Task: Gather up every line from the entries below that uses the word "Tailwind".

Source data:
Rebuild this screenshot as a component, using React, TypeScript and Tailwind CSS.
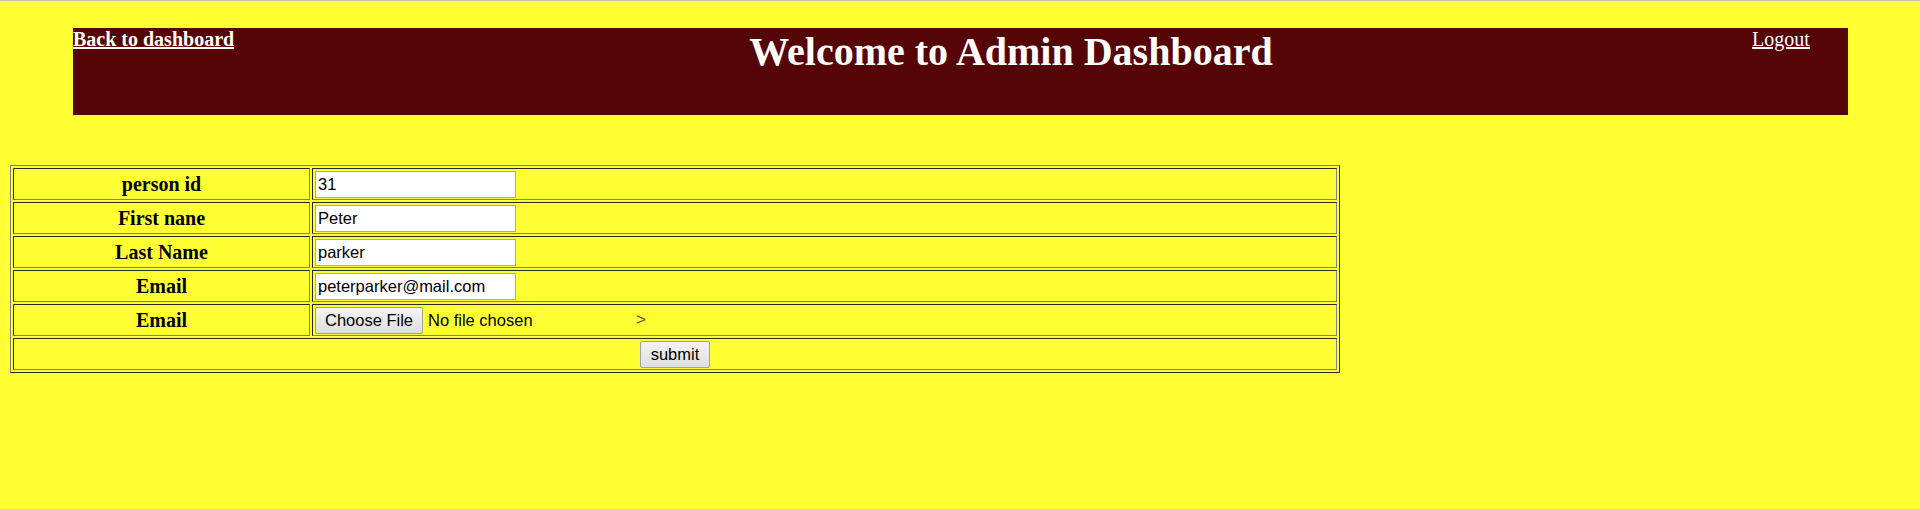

...

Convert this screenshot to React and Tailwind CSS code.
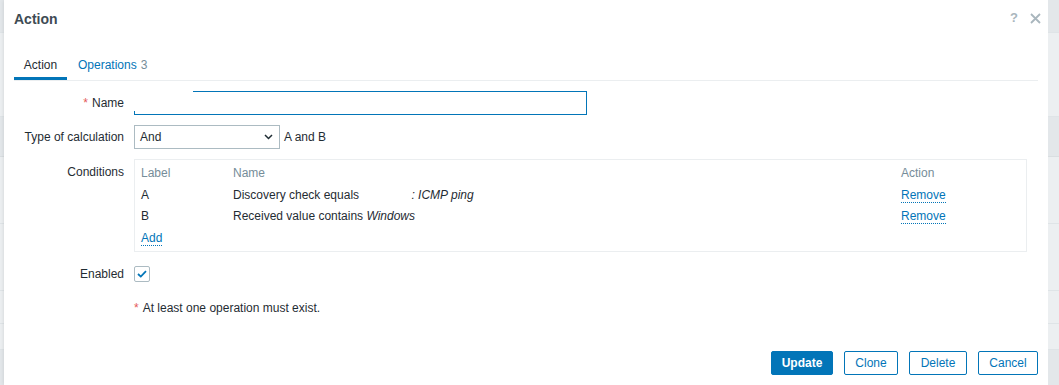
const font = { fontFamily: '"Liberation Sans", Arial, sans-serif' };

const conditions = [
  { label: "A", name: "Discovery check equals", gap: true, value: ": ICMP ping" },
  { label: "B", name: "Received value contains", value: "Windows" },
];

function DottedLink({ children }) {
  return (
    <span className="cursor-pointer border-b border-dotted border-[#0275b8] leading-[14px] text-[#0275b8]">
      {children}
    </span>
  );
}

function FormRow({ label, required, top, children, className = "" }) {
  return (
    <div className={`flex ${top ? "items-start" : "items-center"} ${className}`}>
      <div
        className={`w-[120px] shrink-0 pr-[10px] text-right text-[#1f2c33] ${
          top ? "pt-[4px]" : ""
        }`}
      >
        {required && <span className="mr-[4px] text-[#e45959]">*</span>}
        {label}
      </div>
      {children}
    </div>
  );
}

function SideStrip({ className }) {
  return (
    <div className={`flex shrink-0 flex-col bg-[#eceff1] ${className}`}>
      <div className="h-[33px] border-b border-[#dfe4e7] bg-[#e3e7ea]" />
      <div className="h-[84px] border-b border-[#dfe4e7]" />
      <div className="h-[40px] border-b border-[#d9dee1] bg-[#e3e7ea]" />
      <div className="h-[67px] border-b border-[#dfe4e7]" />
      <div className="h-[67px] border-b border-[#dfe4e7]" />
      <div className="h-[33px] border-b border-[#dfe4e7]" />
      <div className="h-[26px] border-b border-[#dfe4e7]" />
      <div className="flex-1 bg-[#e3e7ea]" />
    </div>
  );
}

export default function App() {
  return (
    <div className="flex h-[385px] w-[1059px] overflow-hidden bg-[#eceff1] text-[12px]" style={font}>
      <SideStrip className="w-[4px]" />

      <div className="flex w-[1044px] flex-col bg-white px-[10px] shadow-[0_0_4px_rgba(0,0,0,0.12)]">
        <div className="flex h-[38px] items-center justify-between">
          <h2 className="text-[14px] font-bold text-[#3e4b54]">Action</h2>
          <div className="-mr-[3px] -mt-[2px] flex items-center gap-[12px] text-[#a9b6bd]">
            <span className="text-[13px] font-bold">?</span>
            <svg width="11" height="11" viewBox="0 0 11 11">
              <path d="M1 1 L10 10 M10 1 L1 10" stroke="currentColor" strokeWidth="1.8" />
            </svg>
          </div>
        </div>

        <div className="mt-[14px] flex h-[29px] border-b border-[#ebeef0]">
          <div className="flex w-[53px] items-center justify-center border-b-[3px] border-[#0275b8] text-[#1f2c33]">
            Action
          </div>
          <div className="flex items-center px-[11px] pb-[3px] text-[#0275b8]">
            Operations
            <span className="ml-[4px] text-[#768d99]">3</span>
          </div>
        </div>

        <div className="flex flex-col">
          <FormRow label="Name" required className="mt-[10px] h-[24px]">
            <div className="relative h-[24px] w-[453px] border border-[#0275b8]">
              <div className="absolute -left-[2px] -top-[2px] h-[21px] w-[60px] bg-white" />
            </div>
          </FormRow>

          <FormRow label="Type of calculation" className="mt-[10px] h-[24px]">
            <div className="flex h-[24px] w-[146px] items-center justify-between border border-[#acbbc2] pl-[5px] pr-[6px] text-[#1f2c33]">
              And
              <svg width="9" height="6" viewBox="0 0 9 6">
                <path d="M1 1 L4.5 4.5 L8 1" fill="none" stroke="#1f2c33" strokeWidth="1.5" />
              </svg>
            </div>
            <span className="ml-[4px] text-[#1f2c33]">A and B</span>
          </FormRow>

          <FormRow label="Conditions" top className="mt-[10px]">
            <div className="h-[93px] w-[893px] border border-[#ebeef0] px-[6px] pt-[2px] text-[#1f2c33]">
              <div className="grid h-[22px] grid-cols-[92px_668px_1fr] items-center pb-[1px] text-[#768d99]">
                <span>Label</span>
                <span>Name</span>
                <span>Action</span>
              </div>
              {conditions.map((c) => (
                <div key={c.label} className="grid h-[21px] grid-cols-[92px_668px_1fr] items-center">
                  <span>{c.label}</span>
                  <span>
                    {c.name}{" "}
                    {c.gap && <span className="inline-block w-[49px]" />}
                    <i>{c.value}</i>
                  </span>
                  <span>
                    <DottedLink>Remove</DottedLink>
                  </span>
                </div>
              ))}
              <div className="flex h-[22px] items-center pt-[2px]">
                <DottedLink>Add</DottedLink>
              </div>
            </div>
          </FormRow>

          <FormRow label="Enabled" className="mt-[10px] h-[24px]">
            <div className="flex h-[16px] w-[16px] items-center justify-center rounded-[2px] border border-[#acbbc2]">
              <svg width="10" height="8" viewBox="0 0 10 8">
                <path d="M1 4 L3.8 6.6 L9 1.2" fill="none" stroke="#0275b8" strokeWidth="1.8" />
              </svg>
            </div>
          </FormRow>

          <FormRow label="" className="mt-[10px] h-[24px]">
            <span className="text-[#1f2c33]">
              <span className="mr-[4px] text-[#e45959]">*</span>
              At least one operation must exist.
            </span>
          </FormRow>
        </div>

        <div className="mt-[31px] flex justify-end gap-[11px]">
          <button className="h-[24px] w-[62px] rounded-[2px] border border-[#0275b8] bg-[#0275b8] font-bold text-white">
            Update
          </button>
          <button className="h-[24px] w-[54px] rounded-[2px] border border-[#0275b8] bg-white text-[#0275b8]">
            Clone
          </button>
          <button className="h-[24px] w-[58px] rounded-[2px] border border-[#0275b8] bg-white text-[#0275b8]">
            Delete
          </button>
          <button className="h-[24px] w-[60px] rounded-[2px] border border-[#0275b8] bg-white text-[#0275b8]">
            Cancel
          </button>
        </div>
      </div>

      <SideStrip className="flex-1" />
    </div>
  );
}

Result below:
Rebuild this screenshot as a component, using React, TypeScript and Tailwind CSS.
Convert this screenshot to React and Tailwind CSS code.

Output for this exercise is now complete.